Some scholars corresponded the CNN outputs to CU partition characterization according to a quad-tree structure and achieved end-to-end CU prediction. Ren et al. [36] proposed an intra-frame block partition CNN network, which adjusts the network output to a 4 × 4 matrix according to the quad-tree structure. Additionally, the matrix elements of the 4 × 4 matrix correspond to the depth values of the corresponding 16 × 16 CU blocks. Feng et al. [37] used an 8 × 8 matrix to represent the CTU depth map, and then the depth value was predicted according to the CNN and the CU partition was finally determined. Moreover, many classical or novel CNN-based methods have been proposed to optimize the CU partition problem. Imen et al. [38] reduced the complexity of the CU partition module by modifying the classical LeNet-5 and AlexNet classifiers. Yao et al. [39] used a dual network to construct a prediction network and target network based on a CNN. The training prediction model of the optimal CU partition mode is decided by a reinforcement learning method based on the RD function. Additionally, the optimal RD estimation of the CU partition is obtained. However, the dual structure of the CNN in [39], while seemingly effective and convincing, does not meet the requirements of prediction accuracy of the block texture features to be extracted in the CTU partition and the correlation between sub-CUs. As a matter of fact, the CU partition prediction accuracy of the CNN is closely related to the effective learning of its extracted pixel features.

In order to fully learn the extracted pixel features of the CTU and decrease the number of network parameters, a D-CNN is proposed for the CU partition prediction in the HEVC intra-frames in this paper. Moreover, a threshold optimization strategy is proposed to improve the partitioning accuracy and further balance the performance and speed of encoders.

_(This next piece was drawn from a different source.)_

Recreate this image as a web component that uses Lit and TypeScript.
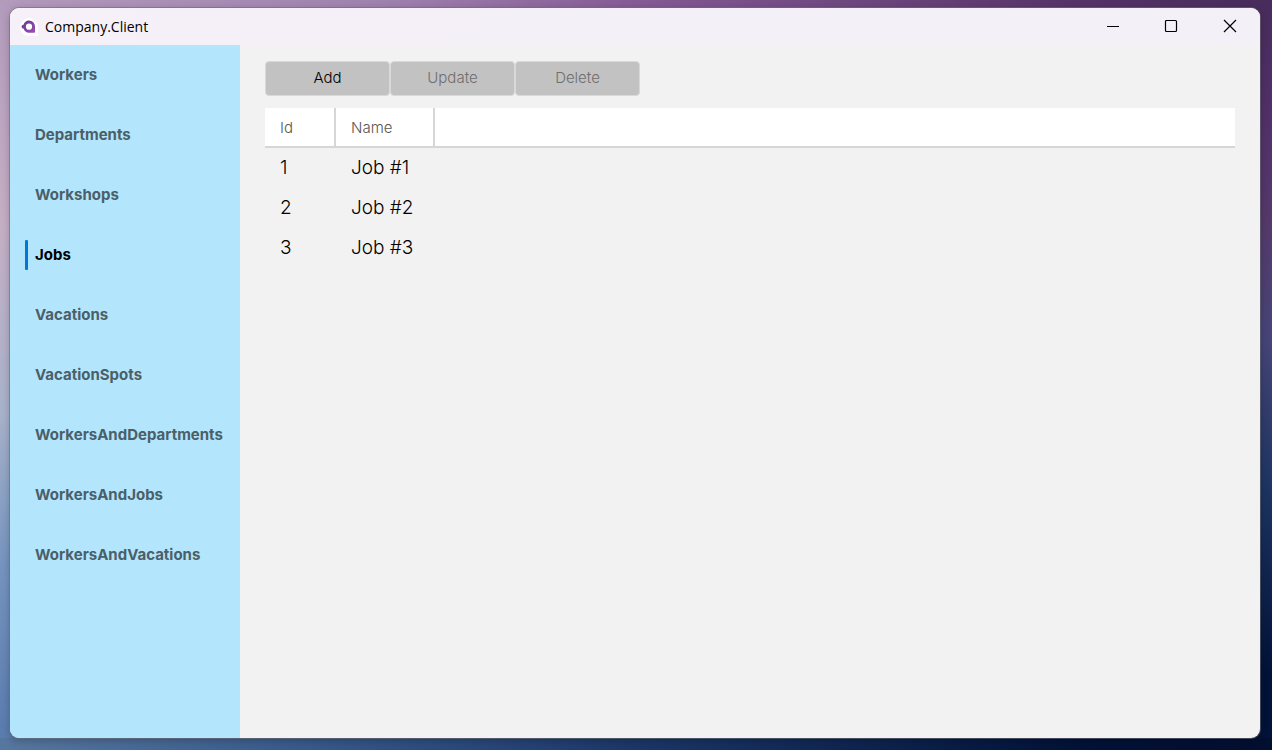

The experimental results show that the proposed method reduces the coding time by 60.14%, with 1.88% better BD-BR compared with the standard partition method in the HEVC on standard test sequences by JCT-VC [40].

In brief, our contributions are as follows.

We design a densely connected block to fully extract CTU pixel features, and propose a fast D-CNN based decision model with excellent performance to predict the HEVC coding unit size well, and reduce the complexity of HEVC intra-frame prediction calculation consequently.

We introduce, for the first time, an efficient channel attention (ECA) module and adaptive convolutional kernel size into the network structure of fast CU partition to improve the accuracy of CU partition feature extraction, which can make it to capture the information of convolutional channels in the D-CNN.

We propose a CU partition threshold optimization strategy to trade off the complexity of HEVC intra-frame prediction with the performance of RD.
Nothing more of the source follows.